鬼舞辻無惨の「誘惑」と「救い」
『鬼滅の刃』で描かれる鬼たちは、突発的に鬼化してしまった場合をのぞけば、人として「幸せな生」を得ることができなかった者ばかりです。病の苦しみ、貧困と差別、達成できなかった夢、他者と異なる自分、疎外と孤独……。始まりの鬼・鬼舞辻無惨(きぶつじ・むざん)は、脆(もろ)く、か弱い人間の耳元で優しくささやきかけます。
「可哀想に 私が救ってあげよう」(鬼舞辻無惨から累へ/5巻・第43話)
「ならば鬼になれば良いではないか 鬼になれば無限の刻を生きられる」(鬼舞辻無惨から黒死牟へ/20巻・第178話)
「救済者」のように手を差し伸べる鬼
無惨の言葉は、自分の手駒となる鬼を集めるためのものではあるものの、一定の説得力がありました。
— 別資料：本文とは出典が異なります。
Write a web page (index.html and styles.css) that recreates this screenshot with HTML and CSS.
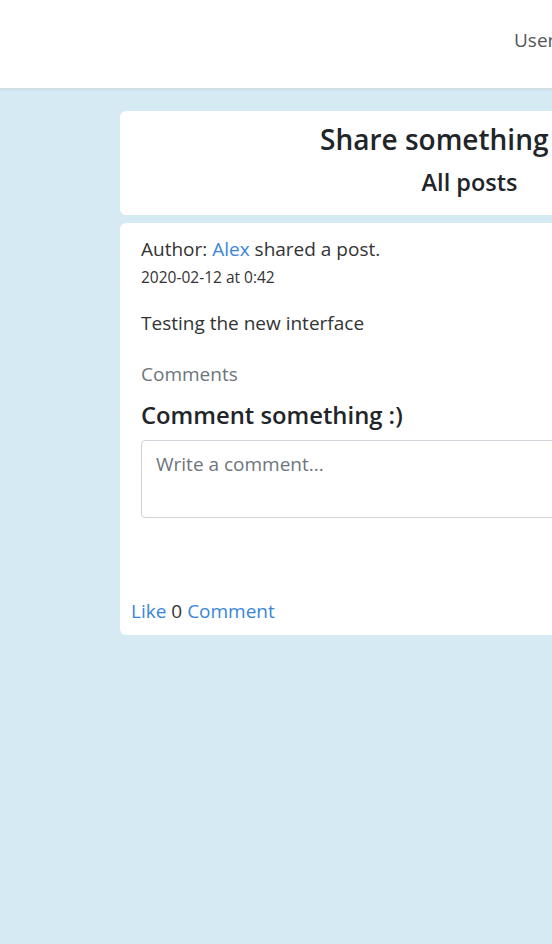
FILE: index.html
```html
<!DOCTYPE html>
<html>
<head>
<meta charset="utf-8">
<link rel="stylesheet" href="styles.css">
</head>
<body>
<nav class="navbar">
  <span class="nav-user">User</span>
</nav>
<main class="feed">
  <section class="card share-card">
    <h1 class="share-title">Share something</h1>
    <h2 class="share-sub">All posts</h2>
  </section>
  <article class="card post">
    <div class="post-body">
      <p class="post-author">Author: <a href="#" class="link">Alex</a> shared a post.</p>
      <p class="post-date">2020-02-12 at 0:42</p>
      <p class="post-text">Testing the new interface</p>
      <p class="comments-label">Comments</p>
      <h3 class="comment-title">Comment something :)</h3>
      <textarea class="comment-input" placeholder="Write a comment..."></textarea>
    </div>
    <div class="post-actions">
      <a href="#" class="link">Like</a> <span class="count">0</span> <a href="#" class="link">Comment</a>
    </div>
  </article>
</main>
</body>
</html>
```

FILE: styles.css
```css
html, body {
  margin: 0;
  padding: 0;
}
body {
  background: #d5eaf3;
  font-family: "Open Sans", "Noto Sans", sans-serif;
  color: #333;
  overflow: hidden;
  width: 552px;
  height: 944px;
}
.navbar {
  height: 89px;
  box-sizing: border-box;
  background: #fff;
  border-bottom: 1px solid #d6dcdf;
  box-shadow: 0 1px 2px rgba(0,0,0,0.06);
  display: flex;
  align-items: flex-start;
  padding: 26px 0 0 514px;
  white-space: nowrap;
  overflow: hidden;
}
.nav-user {
  font-size: 19px;
  line-height: 28px;
  color: #555;
}
.feed {
  display: flex;
  flex-direction: column;
  gap: 8px;
  width: 699px;
  padding: 22px 0 0 120px;
}
.card {
  background: #fff;
  border-radius: 6px;
}
.share-card {
  height: 104px;
  box-sizing: border-box;
  padding-top: 9px;
  text-align: center;
}
.share-title {
  margin: 0;
  padding-left: 200px;
  text-align: left;
  font-size: 28px;
  font-weight: 600;
  line-height: 38px;
  white-space: nowrap;
  color: #212529;
}
.share-sub {
  margin: 8px 0 0;
  font-size: 23.5px;
  font-weight: 600;
  line-height: 32px;
  color: #212529;
}
.post {
  height: 412px;
  display: flex;
  flex-direction: column;
  justify-content: space-between;
}
.post-body {
  padding: 12px 0 0 21px;
}
.post p {
  margin: 0;
}
.post-author,
.post-text,
.comments-label {
  font-size: 19px;
  line-height: 28px;
}
.link {
  color: #3a86d8;
  text-decoration: none;
}
.post .post-date {
  margin-top: 3px;
  font-size: 15.5px;
  line-height: 22px;
}
.post .post-text {
  margin-top: 21px;
}
.post .comments-label {
  margin-top: 23px;
  color: #6c757d;
}
.comment-title {
  margin: 11px 0 0;
  font-size: 23.8px;
  font-weight: 600;
  line-height: 32px;
  color: #212529;
}
.comment-input {
  display: block;
  box-sizing: border-box;
  width: 600px;
  height: 78px;
  margin-top: 9px;
  border: 1px solid #ced4da;
  border-radius: 4px;
  padding: 9px 14px;
  font-family: inherit;
  font-size: 19px;
  line-height: 1.5;
  resize: none;
}
.comment-input::placeholder {
  color: #6c757d;
}
.post-actions {
  padding: 0 0 10px 11px;
  font-size: 19px;
  line-height: 28px;
}
```
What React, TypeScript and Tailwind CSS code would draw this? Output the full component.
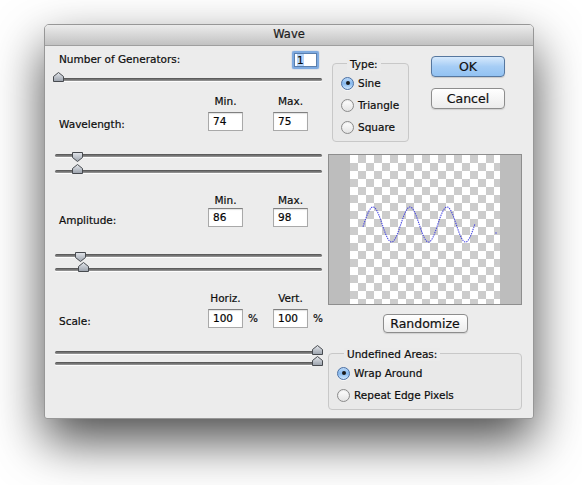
import React from "react";

const wavePts: string = (() => {
  const pts: string[] = [];
  for (let x = 13; x <= 125; x += 0.5) {
    const y = 69.5 - 17.5 * Math.sin((2 * Math.PI * (x - 13.75)) / 37);
    pts.push(`${x.toFixed(2)},${y.toFixed(2)}`);
  }
  return pts.join(" ");
})();

function Thumb({ dir }: { dir: "up" | "down" }) {
  const d =
    dir === "up"
      ? "M5.5 0.5 L10.5 4.5 V9.5 H0.5 V4.5 Z"
      : "M0.5 0.5 H10.5 V5.5 L5.5 9.5 L0.5 5.5 Z";
  return (
    <svg width="11" height="10" viewBox="0 0 11 10">
      <defs>
        <linearGradient id={`th-${dir}`} x1="0" y1="0" x2="0" y2="1">
          <stop offset="0" stopColor="#e4e7ec" />
          <stop offset="1" stopColor="#9aa1ab" />
        </linearGradient>
      </defs>
      <path d={d} fill={`url(#th-${dir})`} stroke="#474a4f" strokeWidth="1" strokeLinejoin="round" />
    </svg>
  );
}

function Track({
  className,
  thumbLeft,
  dir,
}: {
  className: string;
  thumbLeft: string;
  dir: "up" | "down";
}) {
  return (
    <div
      className={`relative h-[3px] rounded-full bg-gradient-to-b from-[#4f4f4f] to-[#9c9c9c] shadow-[0_1px_0_rgba(255,255,255,0.9)] ${className}`}
    >
      <div className={`absolute ${dir === "up" ? "top-[-6px]" : "top-[-2px]"} ${thumbLeft}`}>
        <Thumb dir={dir} />
      </div>
    </div>
  );
}

function Field({ value }: { value: string }) {
  return (
    <div className="w-[35px] h-[19px] bg-white border border-[#a9a9a9] border-t-[#808080] shadow-[inset_0_1px_1px_rgba(0,0,0,0.12)] pl-[4px] text-[10.5px] leading-[17px] text-[#000]">
      {value}
    </div>
  );
}

function Block({
  className,
  label,
  h1,
  h2,
  v1,
  v2,
  gapClass,
  pct,
}: {
  className: string;
  label: string;
  h1: string;
  h2: string;
  v1: string;
  v2: string;
  gapClass: string;
  pct?: boolean;
}) {
  return (
    <div className={`flex items-end ${className}`}>
      <div className="flex-1 pl-[4px] leading-[13px]">{label}</div>
      <div className="w-[35px] flex flex-col items-center">
        <div className={`leading-[13px] ${gapClass}`}>{h1}</div>
        <Field value={v1} />
      </div>
      <div className="w-[30px] h-[19px] flex items-center pl-[5px]">{pct ? "%" : ""}</div>
      <div className="w-[35px] flex flex-col items-center">
        <div className={`leading-[13px] ${gapClass}`}>{h2}</div>
        <Field value={v2} />
      </div>
      <div className="w-[14px] h-[19px] flex items-center pl-[5px]">{pct ? "%" : ""}</div>
    </div>
  );
}

function Radio({ label, checked }: { label: string; checked?: boolean }) {
  return (
    <div className="h-[22px] flex items-center gap-[4px]">
      {checked ? (
        <div className="w-[13px] h-[13px] rounded-full border border-[#4a6fa3] bg-gradient-to-b from-[#b9d8f8] via-[#86b8ee] to-[#cfe6fb] flex items-center justify-center shadow-[0_1px_0_rgba(255,255,255,0.7)]">
          <div className="w-[4px] h-[4px] rounded-full bg-[#1a1a1a]" />
        </div>
      ) : (
        <div className="w-[13px] h-[13px] rounded-full border border-[#8b8b8b] bg-gradient-to-b from-[#ffffff] to-[#e3e3e3] shadow-[inset_0_1px_1px_rgba(0,0,0,0.08)]" />
      )}
      <span className="leading-[13px]">{label}</span>
    </div>
  );
}

export default function App() {
  return (
    <div className="w-[582px] h-[485px] bg-white overflow-hidden pt-[24px] pl-[44px] font-['DejaVu_Sans','Liberation_Sans',sans-serif] text-[10.5px] text-[#0d0d0d] [-webkit-text-stroke:0.2px_#0d0d0d]">
      <div className="w-[490px] h-[395px] bg-[#ececec] border border-[#979797] rounded-t-[5px] rounded-b-[3px] shadow-[0_22px_50px_rgba(0,0,0,0.7)] flex flex-col">
        {/* Title bar */}
        <div className="h-[21px] shrink-0 rounded-t-[4px] border-b border-[#9f9f9f] bg-gradient-to-b from-[#ececec] to-[#c2c2c2] flex items-center justify-center text-[11.5px] text-[#262626]">
          Wave
        </div>

        {/* Body */}
        <div className="flex pl-[10px] gap-[6px]">
          {/* Left column */}
          <div className="w-[267px] flex flex-col">
            <div className="mt-[5px] h-[18px] flex items-center justify-between pl-[4px] pr-[3px]">
              <span>Number of Generators:</span>
              <div className="w-[27px] h-[18px] rounded-[2px] border-2 border-[#7eaae0] shadow-[0_0_1px_#4a7fc4]">
                <div className="w-full h-full bg-white border border-[#5a7fae] pl-[2px] leading-[12px] text-[10.5px]">
                  <span className="bg-[#b5d5fb]">1</span>
                </div>
              </div>
            </div>
            <Track className="mt-[9px]" thumbLeft="left-[-2px]" dir="up" />

            <Block
              className="mt-[14px]"
              label="Wavelength:"
              h1="Min."
              h2="Max."
              v1="74"
              v2="75"
              gapClass="mb-[4px]"
            />
            <Track className="mt-[23px]" thumbLeft="left-[17px]" dir="down" />
            <Track className="mt-[13px]" thumbLeft="left-[17px]" dir="up" />

            <Block
              className="mt-[21px]"
              label="Amplitude:"
              h1="Min."
              h2="Max."
              v1="86"
              v2="98"
              gapClass="mb-[1px]"
            />
            <Track className="mt-[27px]" thumbLeft="left-[20px]" dir="down" />
            <Track className="mt-[11px]" thumbLeft="left-[23px]" dir="up" />

            <Block
              className="mt-[21px]"
              label="Scale:"
              h1="Horiz."
              h2="Vert."
              v1="100"
              v2="100"
              gapClass="mb-[4px]"
              pct
            />
            <Track className="mt-[23px]" thumbLeft="left-[257px]" dir="up" />
            <Track className="mt-[8px]" thumbLeft="left-[257px]" dir="up" />
          </div>

          {/* Right column */}
          <div className="w-[194px] flex flex-col">
            <div className="flex items-start">
              <div className="relative mt-[17px] ml-[4px] w-[77px] h-[79px] rounded-[4px] border border-[#c8c8c8] bg-[#e9e9e9] pt-[8px] pl-[8px]">
                <span className="absolute top-[-6px] left-[14px] px-[3px] bg-[#ebebeb] leading-[13px]">Type:</span>
                <Radio label="Sine" checked />
                <Radio label="Triangle" />
                <Radio label="Square" />
              </div>
              <div className="ml-[22px] mt-[10px] w-[74px] flex flex-col gap-[11px]">
                <button className="h-[21px] rounded-[4px] border border-[#56779f] bg-gradient-to-b from-[#d6e9fc] via-[#a6cdf5] to-[#92c2f2] text-[12.5px] leading-[19px] text-[#111] shadow-[0_1px_1px_rgba(0,0,0,0.15)]">
                  OK
                </button>
                <button className="h-[21px] rounded-[4px] border border-[#8d8d8d] bg-gradient-to-b from-[#ffffff] to-[#ececec] text-[12.5px] leading-[19px] text-[#111] shadow-[0_1px_1px_rgba(0,0,0,0.12)]">
                  Cancel
                </button>
              </div>
            </div>

            <div className="mt-[12px] h-[151px] border border-[#8e8e8e] bg-[#bdbdbd] flex justify-center">
              <svg width="150" height="149" viewBox="0 0 150 149">
                <defs>
                  <pattern id="chk" width="16" height="16" patternUnits="userSpaceOnUse">
                    <rect width="16" height="16" fill="#ffffff" />
                    <rect x="8" y="0" width="8" height="8" fill="#cccccc" />
                    <rect x="0" y="8" width="8" height="8" fill="#cccccc" />
                  </pattern>
                </defs>
                <rect width="150" height="149" fill="url(#chk)" />
                <polyline
                  points={wavePts}
                  fill="none"
                  stroke="#3a3ae0"
                  strokeWidth="1.1"
                  strokeDasharray="1.4 0.9"
                  opacity="0.9"
                />
                <circle cx="146" cy="78" r="0.7" fill="#3a3ae0" />
              </svg>
            </div>

            <button className="mt-[9px] self-center w-[85px] h-[19px] rounded-[4px] border border-[#8d8d8d] bg-gradient-to-b from-[#ffffff] to-[#ececec] text-[12.5px] leading-[17px] text-[#111] shadow-[0_1px_1px_rgba(0,0,0,0.12)]">
              Randomize
            </button>

            <div className="relative mt-[20px] h-[57px] rounded-[4px] border border-[#c8c8c8] bg-[#e9e9e9] pt-[8px] pl-[8px]">
              <span className="absolute top-[-6px] left-[15px] px-[3px] bg-[#ebebeb] leading-[13px]">Undefined Areas:</span>
              <Radio label="Wrap Around" checked />
              <Radio label="Repeat Edge Pixels" />
            </div>
          </div>
        </div>
      </div>
    </div>
  );
}
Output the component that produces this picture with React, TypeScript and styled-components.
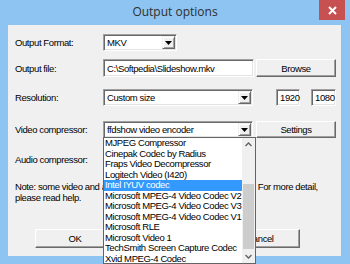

そもそも無惨は「上弦の鬼」もかなわぬ圧倒的な強さを誇っているわけですから、配下の鬼の機嫌をとる必要はまったくありません。それでもあの無惨が「可哀想に」「お前は優れている」と口にする時、少なからず、無惨の本心、感情的な要素が含まれているように思われます。「鬼になる道をみずから選んだ人」というのは、その生涯を不幸のままに「閉じる」ことができなかった者たちです。耐えがたい苦しみに悩まされ続けた彼らにとって、鬼・鬼舞辻無惨はまぎれもなく「救済者」でした。
「教祖」としての務めをはたす鬼・童磨
無惨以外で「人間の救済者」としての姿が頻繁に描かれるのは、上弦の弍(に)・童磨です。彼はいっぷう変わった存在で、人間社会にとけこみ、新興宗教の教祖としての顔を持っていました。彼は人々の話に耳を傾け、その苦しみを救う神仏の“真似事”をします。
「俺は “万世極楽教”の教祖なんだ 信者の皆と 幸せになるのが 俺の務め その子も残さず奇麗に喰べるよ」(童磨/16巻・第141話)
童磨は、可哀想な人たちを救うことが自分の使命だと言いながら、「神の声なんて一度も聞こえなかった」という事実は心に秘めたままです。信者のことも「頭が悪いとつらいよね」と悪気なく毒づく場面があります。